A checklist for IT teams: inventory all systems with uAMQP dependencies; prioritize by exposure; patch and verify; harden network controls; enable and review AMQP telemetry; document and communicate patch status across the organization.

Outlook: The Long Tail of IoT Supply‑Chain Risks

CVE-2024-21646 illustrates a structural problem in IoT security: the shared, low-level libraries that power device communication are often invisible to the organizations that deploy them. A single integer‑overflow bug in an open‑source C library can cascade into thousands of products with different patch cadences, compliance requirements, and operational constraints. The industry is slowly adopting software bills of materials (SBOMs) and automated dependency scanning, but for devices already in the field, much of the risk will persist for years.

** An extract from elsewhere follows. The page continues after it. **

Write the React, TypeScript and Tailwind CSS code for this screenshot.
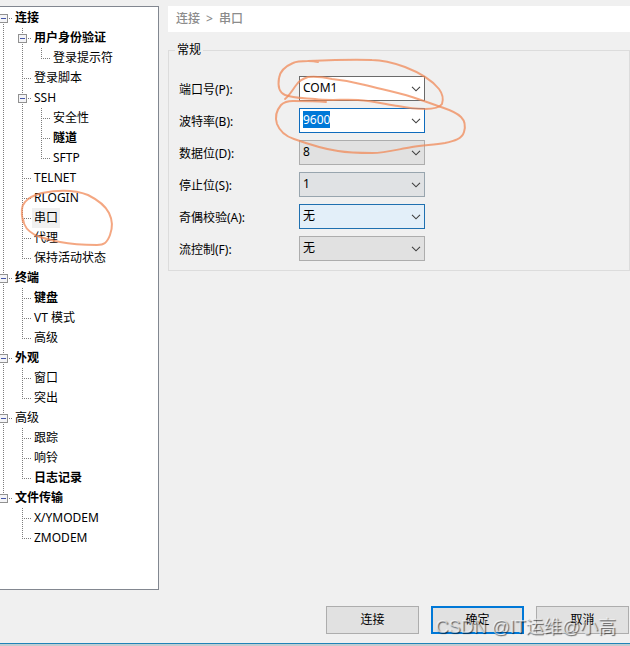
import React from 'react';

type Guide = 'none' | 'line' | 'tee' | 'end' | 'boxFirst' | 'box' | 'boxLast';

interface TreeRow {
  label: string;
  guides: Guide[];
  bold?: boolean;
  selected?: boolean;
}

const rows: TreeRow[] = [
  { label: '连接', guides: ['boxFirst'], bold: true },
  { label: '用户身份验证', guides: ['line', 'box'], bold: true },
  { label: '登录提示符', guides: ['line', 'line', 'end'] },
  { label: '登录脚本', guides: ['line', 'tee'] },
  { label: 'SSH', guides: ['line', 'box'] },
  { label: '安全性', guides: ['line', 'line', 'tee'] },
  { label: '隧道', guides: ['line', 'line', 'tee'], bold: true },
  { label: 'SFTP', guides: ['line', 'line', 'end'] },
  { label: 'TELNET', guides: ['line', 'tee'] },
  { label: 'RLOGIN', guides: ['line', 'tee'] },
  { label: '串口', guides: ['line', 'tee'], selected: true },
  { label: '代理', guides: ['line', 'tee'] },
  { label: '保持活动状态', guides: ['line', 'end'] },
  { label: '终端', guides: ['box'], bold: true },
  { label: '键盘', guides: ['line', 'tee'], bold: true },
  { label: 'VT 模式', guides: ['line', 'tee'] },
  { label: '高级', guides: ['line', 'end'] },
  { label: '外观', guides: ['box'], bold: true },
  { label: '窗口', guides: ['line', 'tee'] },
  { label: '突出', guides: ['line', 'end'] },
  { label: '高级', guides: ['box'] },
  { label: '跟踪', guides: ['line', 'tee'] },
  { label: '响铃', guides: ['line', 'tee'] },
  { label: '日志记录', guides: ['line', 'end'], bold: true },
  { label: '文件传输', guides: ['boxLast'], bold: true },
  { label: 'X/YMODEM', guides: ['none', 'tee'] },
  { label: 'ZMODEM', guides: ['none', 'end'] },
];

const GuideCell: React.FC<{ kind: Guide }> = ({ kind }) => {
  const isBox = kind.startsWith('box');
  const top = kind === 'boxFirst' ? 10 : 0;
  const bottom = kind === 'end' || kind === 'boxLast' ? 11 : 20;
  return (
    <svg className="h-5 w-[19px] shrink-0" viewBox="0 0 19 20" shapeRendering="crispEdges" aria-hidden="true">
      {kind !== 'none' && (
        <path d={`M9.5 ${top}V${bottom}`} stroke="#7d7d7d" strokeDasharray="1 1" />
      )}
      {kind !== 'none' && kind !== 'line' && (
        <path d="M9 10.5H18" stroke="#7d7d7d" strokeDasharray="1 1" />
      )}
      {isBox && (
        <>
          <rect x="5.5" y="6.5" width="8" height="8" fill="#f4f4f6" stroke="#919191" />
          <path d="M7 10.5H12" stroke="#4456a8" />
        </>
      )}
    </svg>
  );
};

const Tree = () => (
  <nav className="w-[159px] shrink-0 overflow-hidden border-y border-r border-[#828790] bg-white pt-px" aria-label="类别">
    <ul className="-ml-1.5">
      {rows.map((row, i) => (
        <li key={i} className="flex h-5 items-center">
          {row.guides.map((kind, j) => (
            <GuideCell key={j} kind={kind} />
          ))}
          <a
            href="#"
            className={`px-0.5 leading-5 whitespace-nowrap ${row.bold ? 'font-bold' : ''} ${row.selected ? 'bg-[#f0f0f0]' : ''}`}
          >
            {row.label}
          </a>
        </li>
      ))}
    </ul>
  </nav>
);

const Chevron = () => (
  <svg className="h-[6px] w-[10px]" viewBox="0 0 10 6" fill="none" stroke="#404040" strokeWidth="1.1" aria-hidden="true">
    <path d="M1 .8L5 4.8L9 .8" />
  </svg>
);

interface FieldProps {
  id: string;
  label: string;
  children: React.ReactNode;
}

const Field: React.FC<FieldProps> = ({ id, label, children }) => (
  <div className="flex h-8 items-start">
    <label htmlFor={id} className="w-[120px] pt-1 leading-5">{label}</label>
    {children}
  </div>
);

// Editable combo box: text input with a drop-down button
const Combo: React.FC<{ id: string; value: string; active?: boolean }> = ({ id, value, active }) => (
  <div className={`flex h-[25px] w-[126px] items-center justify-between border bg-white pr-[3px] pb-0.5 pl-[3px] ${active ? 'border-[#0f6cbd]' : 'border-[#6a6a6a]'}`}>
    <input
      id={id}
      defaultValue={value}
      className={`field-sizing-content h-[17px] leading-4 outline-none ${active ? 'bg-[#0078d7] text-white' : 'bg-white'}`}
    />
    <button type="button" aria-label="展开" className="flex pt-0.5">
      <Chevron />
    </button>
  </div>
);

const DropDown: React.FC<{ id: string; value: string; look: string }> = ({ id, value, look }) => (
  <div className="relative">
    <select id={id} defaultValue={value} className={`block h-[25px] w-[126px] appearance-none border pr-4 pb-px pl-[3px] leading-5 outline-none ${look}`}>
      <option>{value}</option>
    </select>
    <div className="pointer-events-none absolute inset-y-0 right-1 flex items-center">
      <Chevron />
    </div>
  </div>
);

// Hand-drawn marks around the serial port entries
const PenMarks = () => (
  <svg
    className="pointer-events-none absolute top-0 left-0 h-[300px] w-[500px]"
    viewBox="0 0 500 300"
    fill="none"
    stroke="#f08a58"
    strokeOpacity="0.75"
    strokeWidth="2"
    strokeLinecap="round"
    aria-hidden="true"
  >
    <path d="M23 222C21 213 21 206 25 202C29 197 34 195 42 193C58 190 75 190 88 195C98 200 106 207 109 213C113 221 113 227 110 235C107 243 104 245 97 245C82 245 70 244 60 242C49 240 42 238 35 235C28 231 24 227 23 219" />
    <path d="M318 62C314 61 311 61 308 61C301 61 297 61 293 63C286 66 280 71 279 78C278 84 278 92 285 95C292 98 303 98 315 99C330 101 344 99 358 100C373 101 385 104 398 106C408 108 417 109 425 109C435 109 440 107 442 104C444 98 442 93 439 89C431 79 418 72 405 67C394 63 383 60 372 60C355 59 330 60 308 61" />
    <path d="M326 102C315 101 304 101 293 101C287 101 284 102 281 105C276 111 275 118 277 124C280 132 288 137 294 139C308 144 323 149 338 151C350 153 361 153 372 153C386 153 399 149 412 147C424 145 434 145 445 143C454 141 462 139 464 132C466 125 465 121 461 117C455 111 446 109 438 106C430 103 421 100 412 97C396 92 380 89 365 85C354 82 343 80 332 79C323 77 315 76 308 77C302 79 299 81 297 84C293 89 290 95 285 99" />
  </svg>
);

const buttonBase = 'h-7 w-[93px] bg-[#e1e1e1] leading-5';

export default function App() {
  return (
    <div className="relative flex min-h-screen flex-col overflow-hidden bg-[#f0f0f0] pt-1.5 font-['Noto_Sans','Noto_Sans_CJK_SC',sans-serif] text-xs text-black">
      <div className="flex flex-1 gap-[9px]">
        <Tree />
        <main className="min-w-0 flex-1">
          <h1 className="flex h-[26px] gap-1.5 bg-white px-2 font-medium leading-[26px] text-[#8c8c8c]">
            <span>连接</span>
            <span>&gt;</span>
            <span>串口</span>
          </h1>
          <fieldset className="mt-2 border border-[#dcdcdc] px-2.5 pb-0.5">
            <legend className="-ml-1 px-0.5 leading-5">常规</legend>
            <div className="pt-4">
              <Field id="port" label="端口号(P):">
                <Combo id="port" value="COM1" />
              </Field>
              <Field id="baud" label="波特率(B):">
                <Combo id="baud" value="9600" active />
              </Field>
              <Field id="data" label="数据位(D):">
                <DropDown id="data" value="8" look="border-[#adadad] bg-[#e1e1e1]" />
              </Field>
              <Field id="stop" label="停止位(S):">
                <DropDown id="stop" value="1" look="border-[#98a5ae] bg-[#e0e2e4]" />
              </Field>
              <Field id="parity" label="奇偶校验(A):">
                <DropDown id="parity" value="无" look="border-[#1f70b0] bg-[#e3eff9]" />
              </Field>
              <Field id="flow" label="流控制(F):">
                <DropDown id="flow" value="无" look="border-[#adadad] bg-[#e1e1e1]" />
              </Field>
            </div>
          </fieldset>
        </main>
      </div>

      <footer className="relative flex justify-end gap-3 pt-4 pr-px pb-[9px]">
        <button type="button" className={`${buttonBase} border border-[#adadad]`}>连接</button>
        <button type="button" className={`${buttonBase} border-2 border-[#0078d7]`}>确定</button>
        <button type="button" className={`${buttonBase} border border-[#adadad]`}>取消</button>
        <div className="pointer-events-none absolute right-3.5 bottom-0 text-lg leading-8 whitespace-nowrap text-white/60 [text-shadow:1px_1px_1px_#00000099] font-['Liberation_Sans','Noto_Sans_CJK_SC',sans-serif]">
          CSDN @IT运维@小高
        </div>
      </footer>
      <div className="h-px bg-[#1f84b8]" />
      <div className="h-0.5 bg-[#c3cdd1]" />

      <PenMarks />
    </div>
  );
}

For the near term, expect threat actors to reverse‑engineer the patch and develop reliable exploits targeting high‑value devices still running outdated firmware. The window before widespread scanning begins is already closed; organizations must assume that active exploitation is imminent and prioritize the actions above. The positive note: Microsoft and the open‑source community demonstrated that coordinated patching can work efficiently at the library and distribution level. The challenge now is to close the gap between an upstream fix and its deployment on a concrete factory floor.